Philadelphia Eagles head coach Chip Kelly winks as he watchers the action on the field during the second half of an NFL football game against the Washington Redskins in Landover, Md., Monday, Sept. 9, 2013. (AP Photo/Alex Brandon)

AP

The Eagles have a brand-new style of NFL offense, and the early returns suggest it’ll have much more traction than the CB radio.

It’s a crisp way to run a football team,” Cowboys owner/G.M. Jerry Jones told 105.3 The Fan in Dallas on Tuesday, the day after coach Chip Kelly debuted with a road win at D.C. “I don’t know that that’s a fad. I think the stepped up play may have a place. . . . To me, it did look faster than I thought it would.”

Many agreed. But the problem wasn’t building a lead. Like other high-speed offenses, the problem became holding the lead.

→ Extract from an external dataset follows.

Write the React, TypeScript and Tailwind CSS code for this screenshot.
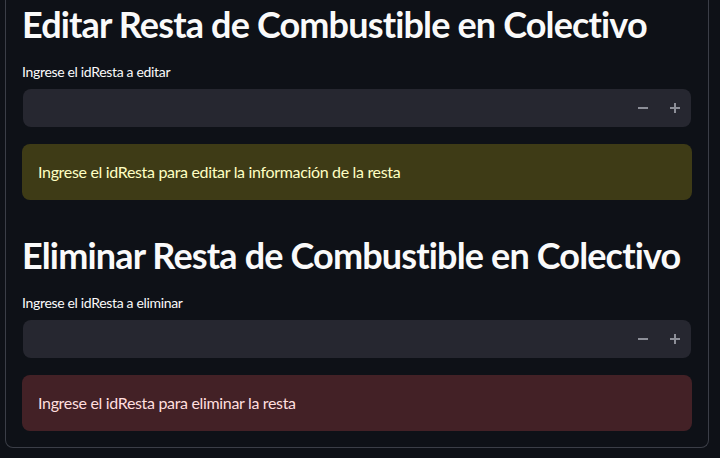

For Kelly, a 26-7 halftime lead while at Oregon was the first step toward a 52-14 final score, with the starters exiting at some point before the end of the fourth quarter. In the NFL, where every team is good enough to mount a comeback (OK, most teams are), drives that don’t consume much time and score little or no points leave the door open longer than it should be.

Then, when the comeback starts and the Eagles try to stop doing what they are spending so much time doing, it becomes even harder to hold the lead.

On Monday night, the Eagles avoided the kind of meltdown that would have been viewed as a Run-N-Shoot style indictment to the Kelly regime.